Title: Are we entering the age of Nanostock?
Post by: stockman11 on June 02, 2020, 06:11
More and more sites are implementing new subscription systems, especially Envato, Canva, Istock/Getty, in which RPD goes down drastically and sales volume goes up. Can we call this "nanostock"? And what do you think the future of nanostock or however-you-call-it is - is it necessarily bad or it can successfully replace microstock similarly like microstock replaced macrostock with lesser RPD but higher and steady earnings for most, despite some people being strongly against it when it was arriving?

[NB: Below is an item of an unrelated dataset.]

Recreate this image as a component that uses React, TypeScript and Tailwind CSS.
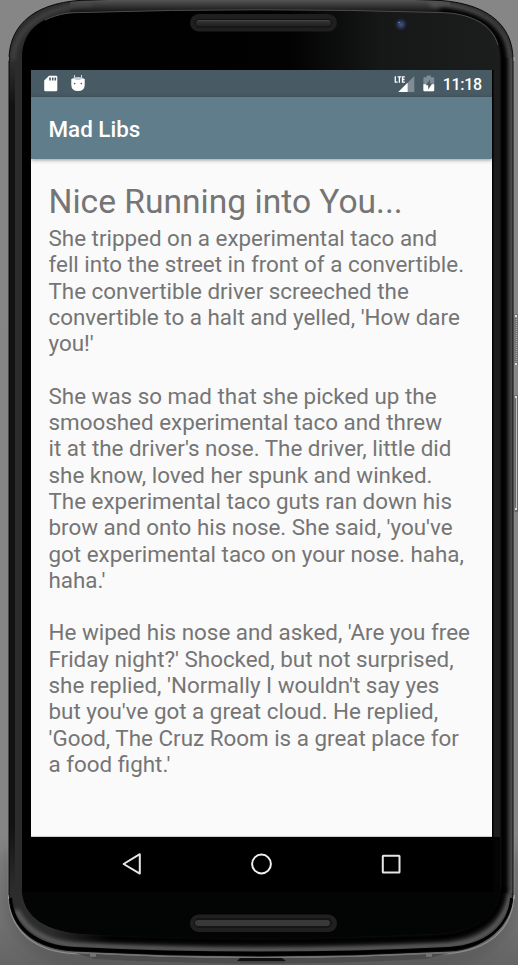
const paragraphs: string[][] = [
  [
    "She tripped on a experimental taco and",
    "fell into the street in front of a convertible.",
    "The convertible driver screeched the",
    "convertible to a halt and yelled, 'How dare",
    "you!'",
  ],
  [
    "She was so mad that she picked up the",
    "smooshed experimental taco and threw",
    "it at the driver's nose. The driver, little did",
    "she know, loved her spunk and winked.",
    "The experimental taco guts ran down his",
    "brow and onto his nose. She said, 'you've",
    "got experimental taco on your nose. haha,",
    "haha.'",
  ],
  [
    "He wiped his nose and asked, 'Are you free",
    "Friday night?' Shocked, but not surprised,",
    "she replied, 'Normally I wouldn't say yes",
    "but you've got a great cloud. He replied,",
    "'Good, The Cruz Room is a great place for",
    "a food fight.'",
  ],
];

const OUTER =
  "M9 60 C9 24 36 0 92 0 Q261 -7 430 0 C486 1 513 24 513 60 V895 C512 929 480 950 449 951 Q261 961 74 951 C38 949 10 931 9 895 Z";
const GLASS =
  "M22 58 C22 28 44 13 82 12.5 Q261 7 440 12.5 C480 14 500 28 500 58 V888 C500 917 474 932 436 934 Q261 942 86 934 C46 932 22 917 22 888 Z";

function Device() {
  return (
    <svg className="absolute inset-0" width="518" height="965" viewBox="0 0 518 965" aria-hidden="true">
      <defs>
        <linearGradient id="desk" x1="0" y1="0" x2="0" y2="1">
          <stop offset="0" stopColor="#868686" />
          <stop offset=".88" stopColor="#858585" />
          <stop offset=".95" stopColor="#747474" />
          <stop offset="1" stopColor="#646464" />
        </linearGradient>
        <linearGradient id="glass" x1="0" y1="0" x2="1" y2="0">
          <stop offset="0" stopColor="#000" />
          <stop offset=".56" stopColor="#020202" />
          <stop offset=".75" stopColor="#161717" />
          <stop offset="1" stopColor="#1c1d1d" />
        </linearGradient>
        <linearGradient id="topRim" x1="0" y1="0" x2="0" y2="1">
          <stop offset="0" stopColor="#555" />
          <stop offset="1" stopColor="#151515" />
        </linearGradient>
        <linearGradient id="sideShade" x1="0" y1="0" x2="0" y2="1">
          <stop offset="0" stopColor="#000" stopOpacity="0" />
          <stop offset=".05" stopColor="#000" stopOpacity=".6" />
          <stop offset=".92" stopColor="#000" stopOpacity=".6" />
          <stop offset="1" stopColor="#000" stopOpacity="0" />
        </linearGradient>
        <linearGradient id="rightRim" x1="0" y1="0" x2="1" y2="0">
          <stop offset="0" stopColor="#101010" />
          <stop offset=".2" stopColor="#000" />
          <stop offset=".45" stopColor="#070707" />
          <stop offset=".75" stopColor="#3c3c3c" />
          <stop offset="1" stopColor="#585654" />
        </linearGradient>
        <linearGradient id="slot" x1="0" y1="0" x2="0" y2="1">
          <stop offset="0" stopColor="#383838" />
          <stop offset="1" stopColor="#1e1e1e" />
        </linearGradient>
        <linearGradient id="innerEdge" gradientUnits="userSpaceOnUse" x1="50" y1="0" x2="502" y2="0">
          <stop offset="0" stopColor="#000" stopOpacity="0" />
          <stop offset=".13" stopColor="#000" />
          <stop offset="1" stopColor="#000" />
        </linearGradient>
        <radialGradient id="lens">
          <stop offset="0" stopColor="#465680" />
          <stop offset=".55" stopColor="#2a3354" />
          <stop offset="1" stopColor="#17181d" />
        </radialGradient>
        <filter id="soft" filterUnits="userSpaceOnUse" x="-20" y="-20" width="560" height="1010">
          <feGaussianBlur stdDeviation="2" />
        </filter>
        <filter id="shade" filterUnits="userSpaceOnUse" x="-20" y="800" width="560" height="200">
          <feGaussianBlur stdDeviation="8" />
        </filter>
        <clipPath id="body">
          <path d={OUTER} />
        </clipPath>
      </defs>
      <rect width="518" height="965" fill="url(#desk)" />
      <path d="M10 850 V900 Q20 952 80 960 H440 Q500 952 512 900 V850" fill="none" stroke="#333" strokeWidth="10" opacity=".4" filter="url(#shade)" />
      <path d="M8.5 58 V896 C10 934 38 952 75 953.5 Q261 963 449 953.5 C488 950 512 930 513.8 897 V58" fill="none" stroke="#8c8c8c" strokeWidth="1.4" />
      <path d="M75 953 Q261 963 449 953 L425 959 Q261 968 95 959 Z" fill="#4c4c4c" />
      <path d="M75 952.5 Q261 962.5 449 952.5" fill="none" stroke="#787878" />
      <path d="M90 953.7h6v3h-6zM426 953.7h6v3h-6z" fill="#757575" />
      <path d="M237 961 L240 958 H282 L286 961 Z" fill="#101010" />
      <path d="M240 962 H284" stroke="#383838" />
      <path d="M8.5 57v4M513.8 57v4M8.5 895v4M513.8 895v4" stroke="#dedede" />
      <g clipPath="url(#body)">
        <path d={OUTER} fill="#2c2c2c" />
        <rect x="70" width="380" height="12" fill="url(#topRim)" />
        <path d="M13 60 C14 30 42 6 92 4" fill="none" stroke="#4c4c4c" strokeWidth="3" filter="url(#soft)" />
        <path d="M430 4 C482 6 508 30 509 60" fill="none" stroke="#5a5a5a" strokeWidth="4" filter="url(#soft)" />
        <path d="M440 12 C482 14 503 32 503 60 V890" fill="none" stroke="#000" strokeWidth="8" filter="url(#soft)" />
        <rect x="500" y="58" width="13" height="835" fill="url(#rightRim)" />
        <rect x="9" y="65" width="6" height="825" fill="url(#sideShade)" />
        <path d="M16 910 C26 930 46 943 75 945 Q261 954.5 449 945 C484 942 505 924 510 893" fill="none" stroke="#6c6c6c" strokeWidth="4" filter="url(#soft)" />
        <path d="M50 932 Q70 936 86 937 Q261 945 436 937 C476 935 501 917 502 888" fill="none" stroke="url(#innerEdge)" strokeWidth="9" filter="url(#soft)" />
        <path d="M9.8 898 C12 930 38 948 75 949.2 Q261 958.5 449 949.2 C486 947 510 928 512.3 898" fill="none" stroke="#000" strokeWidth="4.5" />
      </g>
      <path d={OUTER} fill="none" stroke="#080808" strokeWidth="1" />
      <path d={GLASS} fill="url(#glass)" />
      <path d="M22 837 H500 V888 C500 917 474 932 436 934 Q261 942 86 934 C46 932 22 917 22 888 Z" fill="#030404" />
      <rect x="22" y="837" width="471" height="55" fill="#000" />
      <path d="M45 20 C60 13 72 12.5 82 12.5 Q261 7 440 12.5 C470 13 492 24 498 45" fill="none" stroke="#4c4c4c" strokeWidth="1" />
      <rect x="492" y="70" width="1.5" height="767" fill="#000" />
      <rect x="190" y="14" width="147" height="17.5" rx="8.7" fill="#1f1f1f" />
      <rect x="195" y="19" width="137" height="8.5" rx="4.2" fill="#111" />
      <rect x="196" y="20" width="135" height="6.5" rx="3.2" fill="url(#slot)" />
      <path d="M198 20.5 H329" stroke="#454545" />
      <rect x="190" y="914.5" width="147" height="17.5" rx="8.7" fill="#202020" />
      <rect x="194" y="918" width="138" height="10" rx="5" fill="#151515" />
      <rect x="195" y="920" width="135" height="6" rx="3" fill="#393939" />
      <circle cx="401" cy="24" r="8" fill="#191a1b" />
      <circle cx="401" cy="24.5" r="6" fill="url(#lens)" />
      <circle cx="399" cy="22.5" r=".8" fill="#7790c0" />
      <rect x="514.5" y="314" width="4" height="51" fill="#6f6f6f" />
      <path d="M516.5 317 V363" stroke="#a5a5a5" strokeWidth="1.5" strokeDasharray="1 1" />
      <rect x="514.5" y="395" width="4" height="117" fill="#686868" />
      <path d="M516.5 398 V509" stroke="#bdbdbd" />
      <path d="M515 315h2v2h-2zM515 363h2v2h-2zM515 396h2v2h-2zM515 508h2v2h-2z" fill="#ddd" />
    </svg>
  );
}

function StatusBar() {
  return (
    <header className="flex h-[27px] shrink-0 items-center bg-[#485a64] pl-[13px] pr-[9px]">
      <svg width="14" height="17" viewBox="0 0 14 17" aria-label="SD card">
        <path d="M5 .8 H12 Q13.3 .8 13.3 2 V15 Q13.3 16.2 12 16.2 H1.4 Q.2 16.2 .2 15 V5.4 Z" fill="#fff" />
        <path d="M5.2 2.5h1.6v3H5.2zM7.9 2.5h1.6v3H7.9zM10.5 2.5h1.6v3h-1.6z" fill="#485a64" />
      </svg>
      <svg className="ml-[13px]" width="14" height="18" viewBox="0 0 14 18" aria-label="Debugging">
        <path d="M3.5 4 V0 M10.5 4 V0" stroke="#cfd5d8" strokeWidth="1.1" />
        <path d="M3 2.4 Q7 1.4 11 2.4 L13 4.5 H1 Z" fill="#c8ced1" />
        <path d="M.3 4 Q1.8 3.2 3.5 4 Q7 5 10.5 4 Q12.2 3.2 13.7 4 V10 Q13.5 16 7 16 Q.5 16 .3 10 Z" fill="#fff" />
        <circle cx="3.7" cy="8.6" r=".8" fill="#485a64" />
        <circle cx="10.3" cy="8.6" r=".8" fill="#485a64" />
      </svg>
      <svg className="ml-auto" width="21" height="18" viewBox="0 0 21 18" aria-label="Mobile signal">
        <path d="M20.3 1 V17 H4.3 Z" fill="#7f8c93" />
        <path d="M13.6 7.7 V17 H4.3 Z" fill="#fff" />
        <rect width="11" height="8.6" fill="#485a64" />
        <path d="M1.3 1.2 V7.2 H3.6 M3.6 1.9 H7.2 M5.4 1.9 V7.8 M10.8 1.9 H8.5 V7.2 H10.8 M8.5 4.5 H10.5" fill="none" stroke="#fff" strokeWidth="1.3" />
      </svg>
      <svg className="ml-[8px]" width="12" height="17" viewBox="0 0 12 17" aria-label="Battery charging">
        <path d="M3.6 .5h4.3v1.8h2.3q1 0 1 1v12q0 1-1 1H1.4q-1 0-1-1v-12q0-1 1-1h2.2z" fill="#7f8c93" />
        <path d="M.4 9.3h10.8v6q0 1-1 1H1.4q-1 0-1-1z" fill="#fff" />
        <path d="M7.2 4.3 L2.8 10.3 H5.2 V14.4 L9.2 8.5 H6.8 Z" fill="#485a64" />
      </svg>
      <svg className="ml-[8px]" width="40" height="20" aria-label="11:18">
        <text x="-.3" y="15.5" fill="#fff" fontSize="16" fontWeight="500" textLength="39.5" className="font-['Roboto',sans-serif]">
          11:18
        </text>
      </svg>
    </header>
  );
}

export default function App() {
  return (
    <div className="relative h-[965px] w-[518px] overflow-hidden pl-[31px] pt-[70px] font-['Roboto',sans-serif]">
      <Device />
      <div className="relative flex w-[461px] flex-col">
        <StatusBar />
        <div className="z-10 flex h-[62px] shrink-0 items-center bg-[#607d8b] pl-[17.5px] pt-[3px] shadow-[0_1px_4px_rgba(0,0,0,0.4)]">
          <h1 className="text-[22.4px] font-medium text-white">Mad Libs</h1>
        </div>
        <main className="h-[678px] border-b border-[#ccc] bg-[#fafafa] pl-[17.5px] pt-[22px] text-[#757575]">
          <h2 className="h-[44px] whitespace-nowrap text-[33.6px] leading-[42px]">Nice Running into You...</h2>
          <div className="flex flex-col gap-[26.3px] text-[22.4px] leading-[26.3px]">
            {paragraphs.map((lines, i) => (
              <p key={i}>
                {lines.map((line) => (
                  <span key={line} className="block h-[26.3px] whitespace-nowrap">
                    {line}
                  </span>
                ))}
              </p>
            ))}
          </div>
        </main>
        <nav className="flex h-[53px] items-center justify-between bg-black pl-[90px] pr-[90px]">
          <svg width="22" height="24" viewBox="0 0 22 24" aria-label="Back">
            <path d="M18.8 2.2 V21.6 L2.6 12 Z" fill="none" stroke="#e6e6e6" strokeWidth="2" strokeLinejoin="round" />
          </svg>
          <svg width="24" height="24" viewBox="0 0 24 24" aria-label="Home">
            <circle cx="11.5" cy="12" r="9.4" fill="none" stroke="#f0f0f0" strokeWidth="2" />
          </svg>
          <svg width="22" height="24" viewBox="0 0 22 24" aria-label="Recents">
            <rect x="2.8" y="3.7" width="16.7" height="16.7" rx=".5" fill="none" stroke="#e6e6e6" strokeWidth="2" />
          </svg>
        </nav>
      </div>
    </div>
  );
}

I think it's not about RPD being as high as possible, I think it's about total earnings being as high as possible, and to achieve that we need optimal model and optimal prices. The question is where are that optimal prices and with what model? Is this new "nanostock" trend closer to optimal, or is it bellow optimal?

I'm not talking here about percentages which stock agencies get, that's the other subject. I'm talking purely about the trend of lower RPD and higher sales volume.
Title: Re: Are we entering the age of Nanostock?
Post by: Roscoe on June 02, 2020, 06:37
It felt already nanostock before. Getty kicked it off and subs on SS are the vast majority of SS sales. And regarding the volumes: competition made it very difficult to get a momentum nowadays and bank on images selling hundreds or thousands of licenses.
Title: Re: Are we entering the age of Nanostock?
Post by: Justanotherphotographer on June 02, 2020, 06:42
Total earning are obviously what we are after. The problem is that low RPDs always equals less earnings for us. The volume never comes close to compensating even in the medium term. If you are one of the first handful of people to sign up you may get a short lived windfall. Over time it has always been an absolute disaster. That is why we need to keep fighting for higher RPDs. The race to the bottom has nothing to do with us getting more money via volume and everything to do with agencies poaching the same customers from each other at our expense.

Agencies love the sub plans because they can get away with pocketing the monthly fees while we get peanuts or nothing at all (eg. via customer unused dls in SS's new model or IS returns so low they fall below threshold for payment).